Elsewhere in Israel, one woman was killed and 10 people were wounded in the suspected terror attack at the central bus station in Be’er Sheva, a city in the Negev desert in southern Israel. The assailant, identified as Ahmad al-Uqbi, 29, was killed by police.

Photos and video posted on social media showed images of at least one person lying on the ground in a pool of blood next to a McDonald’s close to the bus station. In another video, gunshots could be heard as law enforcement officers ran through the station toward the shooting.

After the attack, Miri Regev, Israel’s transportation minister, wrote that the family of the suspected attacker should be deported from the country. “The time has come for a deterrent punishment that prevents attacks on Israeli territory,” she wrote on X.

As part of Monday’s commemorations for the Hamas attack, in which more than 1,200 people were killed and about 250 taken hostage, the president, Isaac Herzog, said he would conduct a three-day tour of the border communities along Gaza, beginning at the site of the Nova music festival near the Re’im kibbutz, where 364 people were killed. Israel’s ensuing invasion of Gaza has killed nearly 42,000 Palestinians, mostly civilians, including at least 16,000 children.

As the anniversary of 7 October neared, Hamas on Sunday praised the attack as “glorious”.

“The crossing of the glorious 7 October shattered the illusions the enemy had created for itself, convincing the world and the region of its supposed superiority and capabilities,” Qatar-based Hamas member Khalil al-Hayya said in a video statement.

The anticipated retaliation against Iran follows a strike by Tehran that included more than 180 missiles, according to Israel, and managed to hit a crucial airbase more than 30 times.

Speaking on Sunday, Yoav Gallant, the Israeli minister of defence, said the bombing had not affected the air force’s ability to operate, and vowed that Israel would strike back against Iran at a time of its choosing.

“The Iranians did not touch the air force’s capabilities – no aircraft was damaged, no squadron was taken out of order,” Gallant said during a visit to the Nevatim airbase. He added: “Whoever thinks that a mere attempt to harm us will deter us from taking action should take a look at [Israel’s campaigns] in Gaza and Beirut.”

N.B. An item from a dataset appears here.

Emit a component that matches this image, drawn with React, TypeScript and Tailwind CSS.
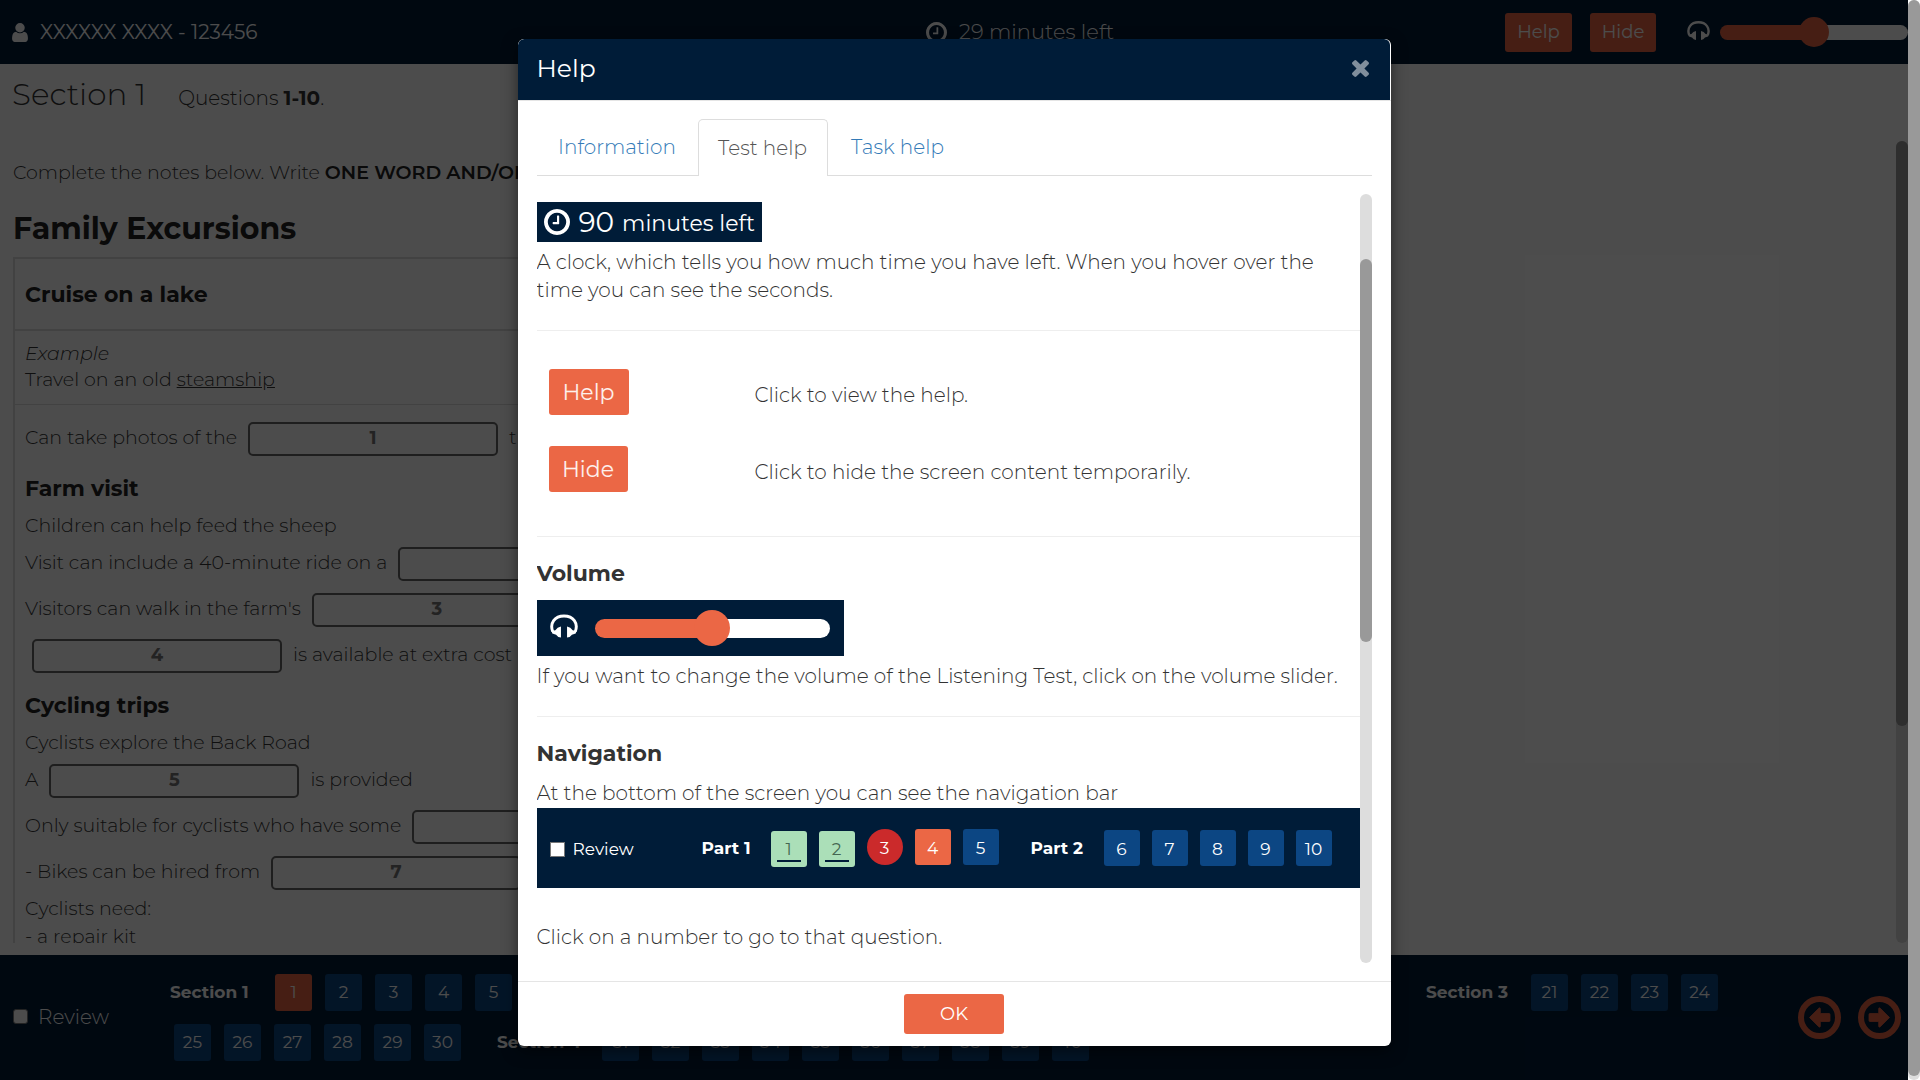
import React from "react";

function Glyph({ d, viewBox, className }: { d: string; viewBox: string; className: string }) {
  return (
    <svg viewBox={viewBox} className={className} fill="currentColor" aria-hidden="true">
      <path d={d} transform="scale(1,-1)" />
    </svg>
  );
}

const ClockIcon = ({ className }: { className: string }) => (
  <Glyph
    className={className}
    viewBox="0 -1408 1536 1536"
    d="M896 992v-448q0 -14 -9 -23t-23 -9h-320q-14 0 -23 9t-9 23v64q0 14 9 23t23 9h224v352q0 14 9 23t23 9h64q14 0 23 -9t9 -23zM1312 640q0 148 -73 273t-198 198t-273 73t-273 -73t-198 -198t-73 -273t73 -273t198 -198t273 -73t273 73t198 198t73 273zM1536 640q0 -209 -103 -385.5t-279.5 -279.5t-385.5 -103t-385.5 103t-279.5 279.5t-103 385.5t103 385.5t279.5 279.5t385.5 103t385.5 -103t279.5 -279.5t103 -385.5z"
  />
);

const UserIcon = ({ className }: { className: string }) => (
  <Glyph
    className={className}
    viewBox="0 -1408 1280 1536"
    d="M1280 137q0 -109 -62.5 -187t-150.5 -78h-854q-88 0 -150.5 78t-62.5 187q0 85 8.5 160.5t31.5 152t58.5 131t94 89t134.5 34.5q131 -128 313 -128t313 128q76 0 134.5 -34.5t94 -89t58.5 -131t31.5 -152t8.5 -160.5zM1024 1024q0 -159 -112.5 -271.5t-271.5 -112.5t-271.5 112.5t-112.5 271.5t112.5 271.5t271.5 112.5t271.5 -112.5t112.5 -271.5z"
  />
);

function HeadphonesIcon({ className }: { className: string }) {
  return (
    <svg viewBox="0 0 23 19" className={className} aria-hidden="true">
      <path d="M2.2 14C-0.4 7.2 3.8 1.3 11.5 1.3S23.4 7.2 20.8 14" fill="none" stroke="currentColor" strokeWidth="2.4" />
      <path
        d="M1.2 13.6L4.4 13Q6 10.6 9 10V19Q6.4 18.8 5 16.6L1.9 15.6ZM21.8 13.6L18.6 13Q17 10.6 14 10V19Q16.6 18.8 18 16.6L21.1 15.6Z"
        fill="currentColor"
      />
    </svg>
  );
}

const CloseIcon = ({ className }: { className: string }) => (
  <Glyph
    className={className}
    viewBox="110 -1170 1188 1188"
    d="M1298 214q0 -40 -28 -68l-136 -136q-28 -28 -68 -28t-68 28l-294 294l-294 -294q-28 -28 -68 -28t-68 28l-136 136q-28 28 -28 68t28 68l294 294l-294 294q-28 28 -28 68t28 68l136 136q28 28 68 28t68 -28l294 -294l294 294q28 28 68 28t68 -28l136 -136q28 -28 28 -68t-28 -68l-294 -294l294 -294q28 -28 28 -68z"
  />
);

function ArrowCircle({ right }: { right?: boolean }) {
  return (
    <svg viewBox="0 0 43 43" className={right ? "size-[43px] rotate-180" : "size-[43px]"} aria-hidden="true">
      <circle cx="21.5" cy="21.5" r="18.5" fill="none" stroke="currentColor" strokeWidth="6" />
      <path
        d="M11.5 21.5L20.8 12.2Q22.3 11.2 22.3 13V17.5H31Q32 17.5 32 18.5V24.5Q32 25.5 31 25.5H22.3V30Q22.3 31.8 20.8 30.8Z"
        fill="currentColor"
        stroke="currentColor"
        strokeWidth="0.8"
      />
    </svg>
  );
}

function Section({ name, from, to, current }: { name?: string; from: number; to: number; current?: number }) {
  const numbers = Array.from({ length: to - from + 1 }, (_, i) => from + i);
  return (
    <div className="flex items-center">
      {name && <span className="w-[105px] shrink-0 text-[17px] font-bold">{name}</span>}
      <div className="flex gap-[13px]">
        {numbers.map((n) => (
          <button
            key={n}
            className={
              n === current
                ? "size-[37px] rounded-[3px] bg-[#eb6745] text-[17px]"
                : "size-[37px] rounded-[3px] bg-[#0c4683] text-[17px]"
            }
          >
            {n}
          </button>
        ))}
      </div>
    </div>
  );
}

function Gap({ n }: { n: number }) {
  return (
    <input
      aria-label={`Answer ${n}`}
      placeholder={String(n)}
      className="mx-[11px] mt-0.5 h-[34px] w-[250px] shrink-0 rounded-[5px] border-2 border-[#666] bg-white pb-0.5 text-center text-lg font-bold placeholder:text-[#777]"
    />
  );
}

const Row = ({ children }: { children: React.ReactNode }) => (
  <div className="flex h-[46px] items-center whitespace-nowrap">{children}</div>
);
const Line = ({ children }: { children: React.ReactNode }) => <p className="h-7 leading-7">{children}</p>;
const Heading = ({ children }: { children: React.ReactNode }) => (
  <h3 className="mt-[5px] text-[22px] leading-[46px] font-bold text-[#222]">{children}</h3>
);

function TestPage() {
  return (
    <div className="flex h-full flex-col">
      <header className="flex h-16 shrink-0 items-center bg-[#001c38] pl-3 text-white">
        <div className="flex w-[48%] items-center gap-3 text-xl">
          <UserIcon className="h-[19px] w-4" />
          XXXXXX XXXX - 123456
        </div>
        <div className="flex items-center gap-3 pl-1 text-[21px] font-light">
          <ClockIcon className="size-[21px]" />
          29 minutes left
        </div>
        <div className="ml-auto flex items-center">
          <button className="h-[39px] w-[67px] rounded-[3px] bg-[#eb6745] text-lg">Help</button>
          <button className="mr-[31px] ml-[18px] h-[39px] w-[66px] rounded-[3px] bg-[#eb6745] text-lg">Hide</button>
          <HeadphonesIcon className="mr-2.5 mb-1 h-[19px] w-[23px]" />
          <input
            type="range"
            aria-label="Volume"
            defaultValue={50}
            className="h-[15px] w-[188px] appearance-none rounded-full bg-[linear-gradient(to_right,#eb6745_50%,#fff_50%)] [&::-webkit-slider-thumb]:size-[30px] [&::-webkit-slider-thumb]:appearance-none [&::-webkit-slider-thumb]:rounded-full [&::-webkit-slider-thumb]:bg-[#eb6745]"
          />
        </div>
      </header>

      <main className="flex min-h-0 flex-1 flex-col pb-3 text-[19px] font-light text-[#333]">
        <div className="flex h-[77px] shrink-0 items-baseline gap-8 pt-2 pl-3">
          <h1 className="text-[31px] leading-[44px] font-light">Section 1</h1>
          <p className="text-xl">
            Questions <strong className="font-bold">1-10</strong>.
          </p>
        </div>
        <div className="flex min-h-0 flex-1">
          <div className="min-w-0 flex-1 overflow-hidden pt-[18px] pl-[13px]">
            <p className="leading-7">
              Complete the notes below. Write <strong className="font-semibold text-[#222]">ONE WORD AND/OR A NUMBER</strong> for each answer.
            </p>
            <h2 className="mt-5 text-3xl leading-[44px] font-bold text-[#222]">Family Excursions</h2>
            <div className="mt-1.5 w-1/2 border-2 border-[#ddd]">
              <h3 className="border-b-2 border-[#ddd] pt-0.5 pl-2.5 text-[22px] leading-[68px] font-bold text-[#222]">Cruise on a lake</h3>
              <div className="h-[74px] border-b border-[#ddd] pt-2.5 pl-2.5 leading-[26px]">
                <p className="italic">Example</p>
                <p>
                  Travel on an old <u>steamship</u>
                </p>
              </div>
              <div className="pt-2.5 pl-2.5">
                <Row>Can take photos of the <Gap n={1} /> that surround the lake</Row>
                <Heading>Farm visit</Heading>
                <Line>Children can help feed the sheep</Line>
                <Row>Visit can include a 40-minute ride on a <Gap n={2} /></Row>
                <Row>Visitors can walk in the farm's <Gap n={3} /> by the lake</Row>
                <Row>
                  <span className="-ml-1" />
                  <Gap n={4} /> is available at extra cost
                </Row>
                <Heading>Cycling trips</Heading>
                <Line>Cyclists explore the Back Road</Line>
                <Row>A <Gap n={5} /> is provided</Row>
                <Row>Only suitable for cyclists who have some <Gap n={6} /></Row>
                <Row>- Bikes can be hired from <Gap n={7} /></Row>
                <Line>Cyclists need:</Line>
                <Line>- a repair kit</Line>
              </div>
            </div>
          </div>
          <div className="w-3 rounded-full bg-[#ddd]">
            <div className="h-[73%] rounded-full bg-[#999]" />
          </div>
        </div>
      </main>

      <footer className="flex h-[125px] shrink-0 items-center bg-[#001c38] pl-[13px] text-white">
        <label className="flex w-[157px] items-center gap-2.5 pb-0.5 text-xl font-light">
          <input type="checkbox" className="size-[15px] appearance-none rounded-[3px] border border-[#767676] bg-white" />
          Review
        </label>
        <div className="flex flex-1 flex-col gap-[13px]">
          <div className="flex gap-9">
            <Section name="Section 1" from={1} to={10} current={1} />
            <Section name="Section 2" from={11} to={20} />
            <Section name="Section 3" from={21} to={24} />
          </div>
          <div className="flex gap-9 pl-1">
            <Section from={25} to={30} />
            <Section name="Section 4" from={31} to={40} />
          </div>
        </div>
        <div className="flex gap-[17px] pr-[7px] text-[#eb6745]">
          <button aria-label="Previous">
            <ArrowCircle />
          </button>
          <button aria-label="Next">
            <ArrowCircle right />
          </button>
        </div>
      </footer>
    </div>
  );
}

const SAMPLE = {
  green: "relative mt-0.5 size-9 rounded-[3px] bg-[#abdfb8] text-[#446650]",
  red: "size-9 rounded-full bg-[#cb2a2b] pt-0.5",
  orange: "size-9 rounded-[3px] bg-[#eb6745] pt-0.5",
  blue: "size-9 rounded-[3px] bg-[#0c4683] pt-0.5",
};

function Sample({ n, kind }: { n: number; kind: keyof typeof SAMPLE }) {
  return (
    <button className={SAMPLE[kind]}>
      {n}
      {kind === "green" && <span className="absolute inset-x-1.5 bottom-[5px] h-0.5 bg-[#001c38]" />}
    </button>
  );
}

function HelpDialog() {
  return (
    <section
      role="dialog"
      aria-labelledby="help-title"
      className="mt-[39px] w-[873px] max-w-full self-start overflow-hidden rounded-md bg-white text-[#333] shadow-[0_5px_15px_rgba(0,0,0,0.5)]"
    >
      <div className="mr-px flex h-[61px] items-center justify-between rounded-t-md bg-[#001c38] pr-[21px] pb-0.5 pl-[19px] text-white">
        <h2 id="help-title" className="text-[25px]">Help</h2>
        <button aria-label="Close" className="text-[#808e9c]">
          <CloseIcon className="size-[17px]" />
        </button>
      </div>
      <div className="border-y border-[#e5e5e5] px-[19px] py-[18px]">
        <div className="flex border-b border-[#ddd] text-xl leading-[56px] font-light text-[#337ab7]">
          <a href="#information" className="w-[161px] text-center">Information</a>
          <a href="#test-help" className="-mb-px w-[130px] rounded-t-[5px] border border-b-0 border-[#ddd] bg-white text-center text-[#555]">
            Test help
          </a>
          <a href="#task-help" className="w-[140px] text-center">Task help</a>
        </div>
        <div className="mt-[18px] flex h-[769px]">
          <div className="min-w-0 flex-1 overflow-hidden pt-2 text-xl leading-7 font-light">
            <div className="flex h-10 w-[225px] items-center bg-[#001c38] pl-[7px] text-white">
              <ClockIcon className="size-[26px]" />
              <span className="pl-[9px] text-[28px] font-normal">90</span>
              <span className="pt-1 pl-2 text-[22px] font-normal">minutes left</span>
            </div>
            <p className="mt-1.5">
              A clock, which tells you how much time you have left. When you hover over the time you can see the seconds.
            </p>
            <hr className="mt-[26px] border-[#eee]" />
            <div className="mt-[38px] grid grid-cols-[206px_1fr] items-center gap-y-[31px] pl-3">
              <button className="h-[46px] w-20 rounded-[3px] bg-[#eb6745] pt-0.5 text-[22px] font-normal text-white/90">Help</button>
              <span className="pt-1.5">Click to view the help.</span>
              <button className="h-[46px] w-[79px] rounded-[3px] bg-[#eb6745] pt-0.5 text-[22px] font-normal text-white/90">Hide</button>
              <span className="pt-1.5">Click to hide the screen content temporarily.</span>
            </div>
            <hr className="mt-11 border-[#eee]" />
            <h3 className="mt-[23px] text-[22px] font-bold">Volume</h3>
            <div className="mt-3 flex h-14 w-[307px] items-center bg-[#001c38] pl-[13px] text-white">
              <HeadphonesIcon className="mr-[17px] mb-1 h-6 w-7" />
              <input
                type="range"
                aria-label="Volume example"
                defaultValue={50}
                className="h-[19px] w-[235px] appearance-none rounded-full bg-[linear-gradient(to_right,#eb6745_50%,#fff_50%)] [&::-webkit-slider-thumb]:size-9 [&::-webkit-slider-thumb]:appearance-none [&::-webkit-slider-thumb]:rounded-full [&::-webkit-slider-thumb]:bg-[#eb6745]"
              />
            </div>
            <p className="mt-1.5">If you want to change the volume of the Listening Test, click on the volume slider.</p>
            <hr className="mt-[26px] border-[#eee]" />
            <h3 className="mt-[23px] text-[22px] font-bold">Navigation</h3>
            <p className="mt-[11px]">At the bottom of the screen you can see the navigation bar</p>
            <div className="mt-px flex h-20 items-center bg-[#001c38] pl-[13px] text-[17px] font-normal text-white">
              <label className="flex w-[152px] items-center gap-2 pt-0.5">
                <input type="checkbox" className="size-[15px] appearance-none border border-[#767676] bg-white" />
                Review
              </label>
              <span className="w-[69px] font-bold">Part 1</span>
              <div className="flex gap-3">
                <Sample n={1} kind="green" />
                <Sample n={2} kind="green" />
                <Sample n={3} kind="red" />
                <Sample n={4} kind="orange" />
                <Sample n={5} kind="blue" />
              </div>
              <span className="ml-8 w-[73px] font-bold">Part 2</span>
              <div className="flex gap-3">
                {[6, 7, 8, 9, 10].map((n) => (
                  <Sample key={n} n={n} kind="blue" />
                ))}
              </div>
            </div>
            <p className="mt-[35px]">Click on a number to go to that question.</p>
          </div>
          <div className="w-3 rounded-full bg-[#ddd] pt-[65px]">
            <div className="h-[383px] rounded-full bg-[#999]" />
          </div>
        </div>
      </div>
      <div className="flex justify-center py-3">
        <button className="h-10 w-[100px] rounded-[3px] bg-[#eb6745] text-lg text-white">OK</button>
      </div>
    </section>
  );
}

export default function App() {
  return (
    <div className="flex h-screen overflow-hidden bg-white font-['Montserrat','Inter',sans-serif]">
      <div className="relative min-w-0 flex-1">
        <TestPage />
        <div className="absolute inset-0 flex justify-center bg-black/70">
          <HelpDialog />
        </div>
      </div>
      <div className="w-3 rounded-full bg-[#ddd] pb-1">
        <div className="h-full rounded-full bg-[#999]" />
      </div>
    </div>
  );
}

Meanwhile, Netanyahu visited troops from the 36th division, one of two divisions sent there for combat operations, along the Lebanese border. In remarks, the prime minister said he wished to “extend my deepest condolences to the families of our heroes who fell today in Lebanon”.

Israel has said dozens of its soldiers have been injured in Lebanon in the last week of combat, while Hezbollah claimed to have killed 20 soldiers over this weekend. “We’re in the heat of a gruelling war against Iran’s axis of evil, aimed at destroying us,” Netanyahu said. “That will not happen, because we shall stand together, and with God’s help, we shall emerge victorious together.”

Iran’s foreign minister on Saturday warned that Tehran would retaliate if attacked by Israel. “Our reaction to any attack by the Zionist regime is completely clear,” Abbas Araghchi told reporters during a trip to Syria. “For every action, there will be a proportional and similar reaction from Iran, and even stronger.”